▶ _Given data_
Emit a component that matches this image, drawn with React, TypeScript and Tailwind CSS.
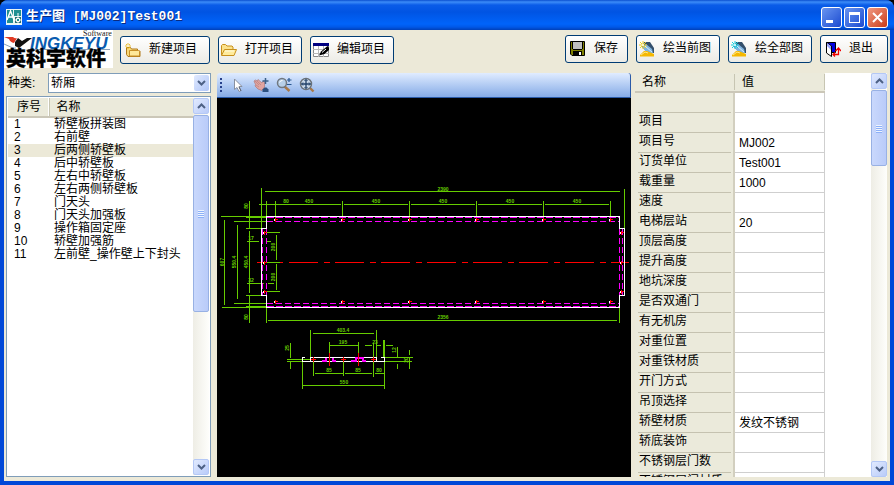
import type { ReactNode } from "react";
import clsx from "clsx";

const PARTS = [
  "轿壁板拼装图",
  "右前壁",
  "后两侧轿壁板",
  "后中轿壁板",
  "左右中轿壁板",
  "左右两侧轿壁板",
  "门天头",
  "门天头加强板",
  "操作箱固定座",
  "轿壁加强筋",
  "左前壁_操作壁上下封头",
];

const SELECTED_PART = 2;

const PROPERTIES = [
  { name: "", value: "" },
  { name: "项目", value: "" },
  { name: "项目号", value: "MJ002" },
  { name: "订货单位", value: "Test001" },
  { name: "载重量", value: "1000" },
  { name: "速度", value: "" },
  { name: "电梯层站", value: "20" },
  { name: "顶层高度", value: "" },
  { name: "提升高度", value: "" },
  { name: "地坑深度", value: "" },
  { name: "是否双通门", value: "" },
  { name: "有无机房", value: "" },
  { name: "对重位置", value: "" },
  { name: "对重铁材质", value: "" },
  { name: "开门方式", value: "" },
  { name: "吊顶选择", value: "" },
  { name: "轿壁材质", value: "发纹不锈钢" },
  { name: "轿底装饰", value: "" },
  { name: "不锈钢层门数", value: "" },
  { name: "不锈钢层门材质", value: "" },
];

// Hole positions along the long edges of the panel
const HOLES_X = [58.5, 125.5, 192.5, 259.5, 326.5, 393.5];
const HOLES_Y = [134.5, 164.5, 193.5];

/* ---------- icons ---------- */

const IconNew = () => (
  <svg viewBox="0 0 16 16" className="size-4 shrink-0">
    <path d="M1.5 5.5h4l1 1.5h6v2h2.5v5.5h-12l-1.5-2z" fill="#f8d878" stroke="#b07818" />
    <path d="M4.5 8.5h9l1 1v4.5h-10z" fill="#ffe99a" stroke="#c89028" />
    <path d="M3 1v6M0 4h6M1 2l4 4M5 2L1 6" stroke="#e8b820" strokeWidth=".9" />
    <path d="M3 3v2M2 4h2" stroke="#fff" />
  </svg>
);

const IconOpen = () => (
  <svg viewBox="0 0 16 16" className="size-4 shrink-0">
    <path d="M.5 13V3.5l1-1h3l1.500 1.500h5l1 1V7" fill="#fbe28c" stroke="#c8901c" />
    <path d="M.5 13.500L3.500 7.500h12l-2.500 6z" fill="#ffeb9c" stroke="#c8901c" />
    <path d="M4 9h9" stroke="#fffbe0" />
  </svg>
);

const IconEdit = () => (
  <svg viewBox="0 0 16 16" className="size-4 shrink-0">
    <path d="M.5 1.500h15v13H.5z" fill="#fff" stroke="#888" />
    <path d="M0 1h16v3H0z" fill="#000080" />
    <path d="M0 7.500h16M0 11.500h16M5.500 4v11M10.500 4v11" stroke="#b8b8b8" />
    <path d="M6 13.500l2-4L14.500 4l1.500 1.500V8l-4.500 4z" fill="#000" />
    <path d="M9 10.500l4-3.500" stroke="#fff" />
  </svg>
);

const IconSave = () => (
  <svg viewBox="0 0 16 16" className="size-4 shrink-0">
    <path d="M.5.5h14v14H2l-1.500-1.500z" fill="#808000" stroke="#000" />
    <path d="M3 1h9v7H3z" fill="#c0c0c0" />
    <path d="M3 8.500h9M2.500 1v7M12.500 1v7" stroke="#000" />
    <path d="M3 10h9v5H3z" fill="#000" />
    <path d="M9 11h2v3H9z" fill="#fff" />
  </svg>
);

const IconDraw = ({ star }: { star: string }) => (
  <svg viewBox="0 0 16 16" className="size-4 shrink-0">
    <path d="M5 1h6l4 6v5H9L3 6z" fill="#34506c" />
    <path d="M3 6l4-3 6 5 1 4H8z" fill="#7fb4e0" />
    <path d="M6 5l7 6" stroke="#d8ecfa" />
    <path d="M1 15.500V14l4-4h3l7 3v2.500z" fill="#f5b800" />
    <path d="M2 14l4-3 3 1" fill="none" stroke="#ffe68a" />
    <path d="M4 0v8M0 4h8M1 1l6 6M7 1L1 7" stroke={star} />
    <path d="M4 3v2M3 4h2" stroke="#fff" />
  </svg>
);

const IconExit = () => (
  <svg viewBox="0 0 16 16" className="size-4 shrink-0">
    <path d="M1.500 1.500h9v10h-9z" fill="#0000e0" stroke="#000" />
    <path d="M1.500 1.500L6.500 5v10.500l-5-3.500z" fill="#fff" stroke="#000" />
    <path d="M2 2l4 3.500V9L2 5z" fill="#9aa4ff" />
    <path d="M8 13.500h5.500V8M10.500 10l3-3 2.500 3M10 11.500l-2 2 2 2" fill="none" stroke="#f00000" strokeWidth="1.300" />
  </svg>
);

const IconPointer = () => (
  <svg viewBox="0 0 16 16" className="size-4">
    <path d="M4.500 2v10.500l2.500-2 2 4 2-1-2-4h3z" fill="#fff" stroke="#8890a0" />
    <path d="M9 10l2 4" stroke="#596070" />
  </svg>
);

const IconPan = () => (
  <svg viewBox="0 0 16 16" className="size-4">
    <path d="M1 4l1.500-1L4 4l1-1.500L9 6l1-2 1.500 1v5L9 13.500l-4-1.500-3-3 .5-1.500z" fill="#e0a4a0" stroke="#b07878" strokeWidth=".7" />
    <path d="M2 4l4 4M4 4l4 4M3 8l3 2" stroke="#b88080" strokeWidth=".7" />
    <path d="M12.500 1v6M9.500 4h6" stroke="#3c6088" strokeWidth="1.500" />
    <path d="M9.500 15v-2.500L11.500 10.500h2l2 2V15z" fill="#2c5080" />
  </svg>
);

const IconZoom = () => (
  <svg viewBox="0 0 16 16" className="size-4">
    <path d="M8 9l5.500 5" stroke="#a87848" strokeWidth="2.400" />
    <circle cx="6" cy="6" r="4.500" fill="#b8d0e8" stroke="#707880" strokeWidth="1.500" />
    <path d="M3.500 5.500a3 3 0 013-2" stroke="#fff" fill="none" />
    <path d="M13 1v4M11 3h4.500M11 7.500h4.500" stroke="#285890" strokeWidth="1.200" />
  </svg>
);

const IconExtents = () => (
  <svg viewBox="0 0 16 16" className="size-4">
    <path d="M10 10l4.500 4.500" stroke="#a87848" strokeWidth="2.400" />
    <circle cx="7" cy="7" r="5.500" fill="#c8d8e8" stroke="#687078" strokeWidth="1.400" />
    <path d="M7 2.500v9M2.500 7h9" stroke="#204068" strokeWidth="1.300" />
    <path d="M5.500 4L7 2.500 8.500 4M5.500 10L7 11.500 8.500 10M4 5.500L2.500 7 4 8.500M10 5.500L11.500 7 10 8.500" fill="none" stroke="#204068" />
  </svg>
);

const IconApp = () => (
  <svg viewBox="0 0 16 16" className="size-4 shrink-0">
    <path d="M0 0h16v16H0z" fill="#e8f4f4" />
    <path d="M1 1h6v13H1zM8 1h7v6H8z" fill="#1f8f92" />
    <path d="M1 11L4.500 2 8 11M2.500 8h4" fill="none" stroke="#fff" strokeWidth="1.400" />
    <path d="M9 8h6v6H9z" fill="#2a7074" />
    <path d="M12 4v12M7 11h9" stroke="#fff" />
    <path d="M10.500 9.500h3v3h-3z" fill="#1f8f92" stroke="#fff" />
  </svg>
);

const Chevron = ({ up = false }: { up?: boolean }) => (
  <svg viewBox="0 0 9 6" className={clsx("h-1.5 w-[9px]", up && "rotate-180")}>
    <path d="M1 1l3.500 3.500L8 1" fill="none" stroke="#4d6185" strokeWidth="2" />
  </svg>
);

/* ---------- controls ---------- */

interface PushButtonProps {
  icon: ReactNode;
  className: string;
  children: ReactNode;
}

const PushButton = ({ icon, className, children }: PushButtonProps) => (
  <button
    className={clsx(
      "flex h-7 items-center gap-2 rounded-[3px] border border-[#003c74] bg-gradient-to-b from-white to-[#ecebe5] leading-4 whitespace-nowrap",
      className,
    )}
  >
    {icon}
    <span className="pb-0.5">{children}</span>
  </button>
);

const ScrollButton = ({ up = false }: { up?: boolean }) => (
  <button
    aria-label={up ? "向上" : "向下"}
    className="flex h-4 w-full shrink-0 items-center justify-center rounded-[2px] border border-[#b4c8f6] bg-gradient-to-br from-[#e1eafe] to-[#b9cbf9]"
  >
    <Chevron up={up} />
  </button>
);

const ScrollBar = ({ thumb }: { thumb: string }) => (
  <div className="flex w-4 shrink-0 flex-col bg-gradient-to-r from-[#eeede5] to-[#fefefb]">
    <ScrollButton up />
    <div className="min-h-0 flex-1 pt-px">
      <div
        className={clsx(
          "flex flex-col items-center justify-center gap-px rounded-[2px] border border-[#98b1e4] bg-gradient-to-r from-[#c9d8fc] to-[#b9cbf9]",
          thumb,
        )}
      >
        {[0, 1, 2, 3].map((i) => (
          <span key={i} className="h-px w-1.5 bg-[#eef4fe] shadow-[0_1px_0_#8cb0f8]" />
        ))}
      </div>
    </div>
    <ScrollButton />
  </div>
);

const Logo = () => (
  <svg viewBox="0 0 109 38" className="h-[38px] w-[109px] shrink-0 overflow-visible bg-white">
    <text x="79" y="6" fontFamily="Liberation Serif, serif" fontSize="8" fill="#222">
      Software
    </text>
    <path d="M11 12l3-4 4 3 5-3h5L15 18l-4-2z" fill="#111" />
    <path d="M0 7h9q2 2 4 1l-3 5q-4-1-5-4z" fill="#e03a24" />
    <path d="M0 14l9 4h3M24 19.500h82" fill="none" stroke="#8aa0b8" />
    <text x="26" y="19" fontFamily="Liberation Sans, sans-serif" fontSize="17" fontWeight="bold" fontStyle="italic" fill="#0a5cb0">
      INGKEYU
    </text>
    <text x="2" y="36" fontFamily="Noto Sans CJK SC, sans-serif" fontSize="20" fontWeight="900" fill="#000" stroke="#000" strokeWidth=".3">
      英科宇软件
    </text>
  </svg>
);

/* ---------- drawing ---------- */

interface DimProps {
  x: number;
  y: number;
  vertical?: boolean;
  children: ReactNode;
}

const Dim = ({ x, y, vertical = false, children }: DimProps) => (
  <text
    x={x}
    y={y}
    textAnchor="middle"
    transform={vertical ? `rotate(-90 ${x} ${y})` : undefined}
    fontFamily="Liberation Sans, sans-serif"
    fontSize="5"
    fontWeight="bold"
    fill="#66cc00"
  >
    {children}
  </text>
);

const Hole = ({ x, y }: { x: number; y: number }) => (
  <g>
    <path d={`M${x - 2} ${y}h4M${x} ${y - 2}v4`} stroke="#f00" />
    <path d={`M${x - 1} ${y - 1}v2`} stroke="#fff" />
  </g>
);

const Drawing = () => (
  <svg viewBox="0 0 413 379" className="h-[379px] w-[413px] shrink-0" fill="none" shapeRendering="crispEdges">
    {/* panel dimensions */}
    <g stroke="#66cc00">
      <path d="M48 93.500H403M44.500 90V131M407.500 91V131" />
      <path d="M42 106.500H124M127 106.500H191M194 106.500H258M261 106.500H325M328 106.500H392" />
      <path d="M49.500 103V118M49.500 209V225M402.500 209V225M51 222.500H400" />
      <path d="M4 118.500H49M5 209.500H49M7.500 122V207M20.500 127V201M17 123.500H49M17 205.500H49" />
      <path d="M32.500 103V130M32.500 133V195M32.500 197V225M29 119.500H49M29 130.500H44M29 197.500H44M29 208.500H49" />
      <path d="M30 143.500H42M50 143.500H54M30 185.500H47M51 185.500H57" />
      <path d="M46 134.500H63M46 164.500H63M46 193.500H63M59.500 137V162M59.500 166V192" />
      {HOLES_X.map((x) => (
        <path key={x} d={`M${x} 103V121`} />
      ))}
    </g>
    {/* hidden edges and centre line */}
    <g stroke="#f0f">
      <path d="M50 119.500H402M50 208.500H402" strokeDasharray="7 2" />
      <path d="M50 123.500H402M50 205.500H402" strokeDasharray="6 3" />
      <path d="M45.500 131V197M49.500 131V197M402.500 131V197M405.500 131V197" strokeDasharray="6 3" />
    </g>
    <path d="M40 164.500h7M63 164.500h3" stroke="#f00" />
    <path d="M72 164.500H412" stroke="#f00" strokeDasharray="29 6 6 5" />
    <path d="M49.500 130.500V118.500H402.500V130.500H407.500V197.500H402.500V209.500H49.500V197.500H44.500V130.500H49.500" stroke="#fff" />
    {HOLES_X.map((x) => (
      <g key={x}>
        <Hole x={x} y={121.5} />
        <Hole x={x} y={203.5} />
      </g>
    ))}
    {HOLES_Y.map((y) => (
      <g key={y}>
        <Hole x={47.5} y={y} />
        <Hole x={404.5} y={y} />
      </g>
    ))}
    <Dim x={226} y={93}>2390</Dim>
    <Dim x={69} y={105}>80</Dim>
    <Dim x={92} y={105}>450</Dim>
    <Dim x={159} y={105}>450</Dim>
    <Dim x={226} y={105}>450</Dim>
    <Dim x={293} y={105}>450</Dim>
    <Dim x={360} y={105}>450</Dim>
    <Dim x={226} y={221}>2356</Dim>
    <Dim x={7} y={164} vertical>607</Dim>
    <Dim x={19} y={164} vertical>550.4</Dim>
    <Dim x={31} y={164} vertical>450.4</Dim>
    <Dim x={31} y={108} vertical>80</Dim>
    <Dim x={31} y={219} vertical>80</Dim>
    <Dim x={34} y={142}>17</Dim>
    <Dim x={34} y={184}>32</Dim>
    <Dim x={58} y={149} vertical>200</Dim>
    <Dim x={58} y={179} vertical>200</Dim>

    {/* section view */}
    <g stroke="#66cc00">
      <path d="M96 235.500H157M93.500 232V263M159.500 232V263" />
      <path d="M112 247.500H141M112.500 244V255M141.500 244V255" />
      <path d="M148 247.500H155M160 247.500H164M169 247.500H176M156.500 245V279" />
      <path d="M167 242V259" strokeWidth="2" />
      <path d="M168 259.500H196M168 263.500H195M180.500 249V259M180.500 266V271M192.500 252V257M192.500 260V271" />
      <path d="M73.500 245V260M73.500 263V271M70 261.500H94M70 263.500H85" />
      <path d="M98 275.500H126M128 275.500H155M158 275.500H167M96.500 264V278M126.500 264V278" />
      <path d="M85 287.500H168M85.500 264V291M167.500 264V291" />
    </g>
    <path d="M88 259.500H85.500V263.500H167.500V259.500H164M93.500 263V259.500H159.500V263" stroke="#fff" />
    <path d="M105 263H108.500V259.500M115.500 259.500V263H119M134 263H138.500V259.500H145.500V263H149" stroke="#f0f" strokeWidth="2" />
    <path d="M112.500 255V268M141.500 255V268M94 261.500h5M96.500 259v5M124 261.500h5M126.500 259v5M154 261.500h5M156.500 259v5" stroke="#f00" />
    <Dim x={126} y={234}>403.4</Dim>
    <Dim x={126} y={246}>195</Dim>
    <Dim x={158} y={246}>23</Dim>
    <Dim x={72} y={250} vertical>25</Dim>
    <Dim x={179} y={252} vertical>12</Dim>
    <Dim x={191} y={262} vertical>20</Dim>
    <Dim x={112} y={274}>85</Dim>
    <Dim x={141} y={274}>85</Dim>
    <Dim x={162} y={274}>80</Dim>
    <Dim x={127} y={286}>550</Dim>
  </svg>
);

/* ---------- window sections ---------- */

const TitleBar = () => (
  <header className="flex h-[30px] shrink-0 items-center gap-1 bg-[linear-gradient(180deg,#0a4fd0_0,#3c8cf8_2px,#0a5ce8_5px,#0054e3_12px,#0064fa_24px,#0058e8_27px,#0040b8_30px)] px-1.5 pt-1">
    <IconApp />
    <h1 className="flex-1 font-['Liberation_Mono','Noto_Sans_CJK_SC',monospace] text-[13px] leading-5 font-bold whitespace-pre text-white [text-shadow:1px_1px_#0a2a80]">
      生产图 [MJ002]Test001
    </h1>
    <div className="flex gap-0.5">
      <button aria-label="最小化" className="flex size-[21px] items-end rounded-[3px] border border-white bg-gradient-to-br from-[#6a94f0] to-[#1c48d0] p-1">
        <span className="h-[3px] w-[7px] bg-white" />
      </button>
      <button aria-label="最大化" className="flex size-[21px] items-center justify-center rounded-[3px] border border-white bg-gradient-to-br from-[#6a94f0] to-[#1c48d0]">
        <span className="size-[11px] border border-t-[3px] border-white" />
      </button>
      <button aria-label="关闭" className="flex size-[21px] items-center justify-center rounded-[3px] border border-white bg-gradient-to-br from-[#f09880] to-[#c83810]">
        <svg viewBox="0 0 11 11" className="size-[11px]">
          <path d="M1 1l9 9M10 1l-9 9" stroke="#fff" strokeWidth="2" />
        </svg>
      </button>
    </div>
  </header>
);

const PartsPanel = () => (
  <aside className="flex w-[213px] shrink-0 flex-col gap-[3px] pr-1.5 pl-0.5">
    <div className="flex h-5 shrink-0 items-center">
      <label htmlFor="kind" className="w-[42px] pl-0.5">
        种类:
      </label>
      <div className="relative h-5 flex-1">
        <select id="kind" className="h-5 w-full appearance-none border border-[#7f9db9] bg-white pl-0.5 leading-4">
          <option>轿厢</option>
        </select>
        <span className="pointer-events-none absolute top-0.5 right-0.5 flex h-4 w-[15px] items-center justify-center rounded-[2px] bg-gradient-to-br from-[#e1eafe] to-[#b0c6f8]">
          <Chevron />
        </span>
      </div>
    </div>
    <div className="flex min-h-0 flex-1 border border-[#7f9db9] bg-white p-px">
      <div className="flex-1">
        <table className="w-full table-fixed border-collapse text-left">
          <thead>
            <tr className="h-[19px] border-b-2 border-[#cbc7b8] bg-[#ebeadb] leading-4">
              <th className="w-10 pl-[9px] font-normal">序号</th>
              <th className="border-l border-white pl-2 font-normal shadow-[inset_1px_0_#c7c5b2]">名称</th>
            </tr>
          </thead>
          <tbody>
            {PARTS.map((part, index) => (
              <tr key={part} className={clsx("h-[13px] leading-[13px]", index === SELECTED_PART && "bg-[#ece9d8]")}>
                <td className="pl-1.5">{index + 1}</td>
                <td className="pl-1.5 whitespace-nowrap">{part}</td>
              </tr>
            ))}
          </tbody>
        </table>
      </div>
      <ScrollBar thumb="h-[197px]" />
    </div>
  </aside>
);

const Viewer = () => (
  <main className="flex min-w-0 flex-1 flex-col">
    <div className="flex h-[25px] shrink-0 items-center gap-[7px] rounded-tl-[3px] rounded-tr-[3px] border-r border-b border-[#2a5aa8] bg-gradient-to-b from-[#e0ecff] to-[#86abe6] pl-[3px]">
      <span className="mr-px flex flex-col gap-0.5">
        {[0, 1, 2, 3].map((i) => (
          <i key={i} className="size-0.5 bg-[#27418c]" />
        ))}
      </span>
      <button aria-label="选择" className="size-4"><IconPointer /></button>
      <button aria-label="平移" className="size-4"><IconPan /></button>
      <button aria-label="缩放" className="size-4"><IconZoom /></button>
      <button aria-label="全部显示" className="size-4"><IconExtents /></button>
    </div>
    <div className="flex min-h-0 flex-1 overflow-hidden bg-black">
      <Drawing />
    </div>
  </main>
);

const PropertyPanel = () => (
  <section className="flex w-[259px] shrink-0 pr-[3px] pl-1">
    <div className="min-w-0 flex-1 overflow-hidden bg-white">
      <table className="w-[190px] table-fixed border-separate border-spacing-0 text-left">
        <thead>
          <tr className="bg-[#ebeadb] leading-4">
            <th className="h-5 w-[100px] border-b-2 border-[#cbc7b8] pl-[7px] font-normal">
              <span className="block border-r border-[#c7c5b2]">名称</span>
            </th>
            <th className="border-b-2 border-[#cbc7b8] pl-[7px] font-normal">
              <span className="block border-r border-[#c7c5b2]">值</span>
            </th>
          </tr>
        </thead>
        <tbody>
          {PROPERTIES.map(({ name, value }, index) => (
            <tr key={index}>
              <th scope="row" className="h-5 border-r-2 border-[#d2cfbf] bg-[#ebeadb] pr-0.5 pl-[3px] font-normal">
                <span className="block h-[19px] border-b border-[#c5c2b0] pl-px leading-[14px] whitespace-nowrap shadow-[0_1px_#fff]">
                  {name}
                </span>
              </th>
              <td className="border-r border-b border-[#cfcfcf] bg-white pl-1 leading-4">{value}</td>
            </tr>
          ))}
        </tbody>
      </table>
    </div>
    <ScrollBar thumb="h-[76px]" />
  </section>
);

export default function App() {
  return (
    <div className="h-screen bg-black font-['Liberation_Sans','Noto_Sans_CJK_SC',sans-serif] text-xs text-black">
      <div className="flex h-full flex-col overflow-hidden rounded-t-lg bg-[#0048d8]">
        <TitleBar />
        <div className="mx-1 mb-1 flex min-h-0 flex-1 flex-col bg-[#ece9d8] pb-1">
          <div className="flex h-[43px] shrink-0 items-start">
            <Logo />
            <div className="flex flex-1 gap-2 pt-1.5 pl-[7px]">
              <PushButton icon={<IconNew />} className="w-[90px] pl-1">新建项目</PushButton>
              <PushButton icon={<IconOpen />} className="w-[84px] pl-0.5">打开项目</PushButton>
              <PushButton icon={<IconEdit />} className="w-[84px] pl-0.5">编辑项目</PushButton>
            </div>
            <div className="flex gap-2 pt-[5px] pr-0.5">
              <PushButton icon={<IconSave />} className="w-[63px] pl-1">保存</PushButton>
              <PushButton icon={<IconDraw star="#f0d020" />} className="w-[84px] pl-0.5">绘当前图</PushButton>
              <PushButton icon={<IconDraw star="#10d0e0" />} className="w-[84px] pl-0.5">绘全部图</PushButton>
              <PushButton icon={<IconExit />} className="w-[68px] pl-1">退出</PushButton>
            </div>
          </div>
          <div className="flex min-h-0 flex-1">
            <PartsPanel />
            <Viewer />
            <PropertyPanel />
          </div>
        </div>
      </div>
    </div>
  );
}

▶ _Required task_
Repeat only the lines between the start of the data and the line with "const SELECTED_PART = 2;", including those two lines, and skip the pictures.

▶ _Complete answer_
Emit a component that matches this image, drawn with React, TypeScript and Tailwind CSS.
import type { ReactNode } from "react";
import clsx from "clsx";

const PARTS = [
  "轿壁板拼装图",
  "右前壁",
  "后两侧轿壁板",
  "后中轿壁板",
  "左右中轿壁板",
  "左右两侧轿壁板",
  "门天头",
  "门天头加强板",
  "操作箱固定座",
  "轿壁加强筋",
  "左前壁_操作壁上下封头",
];

const SELECTED_PART = 2;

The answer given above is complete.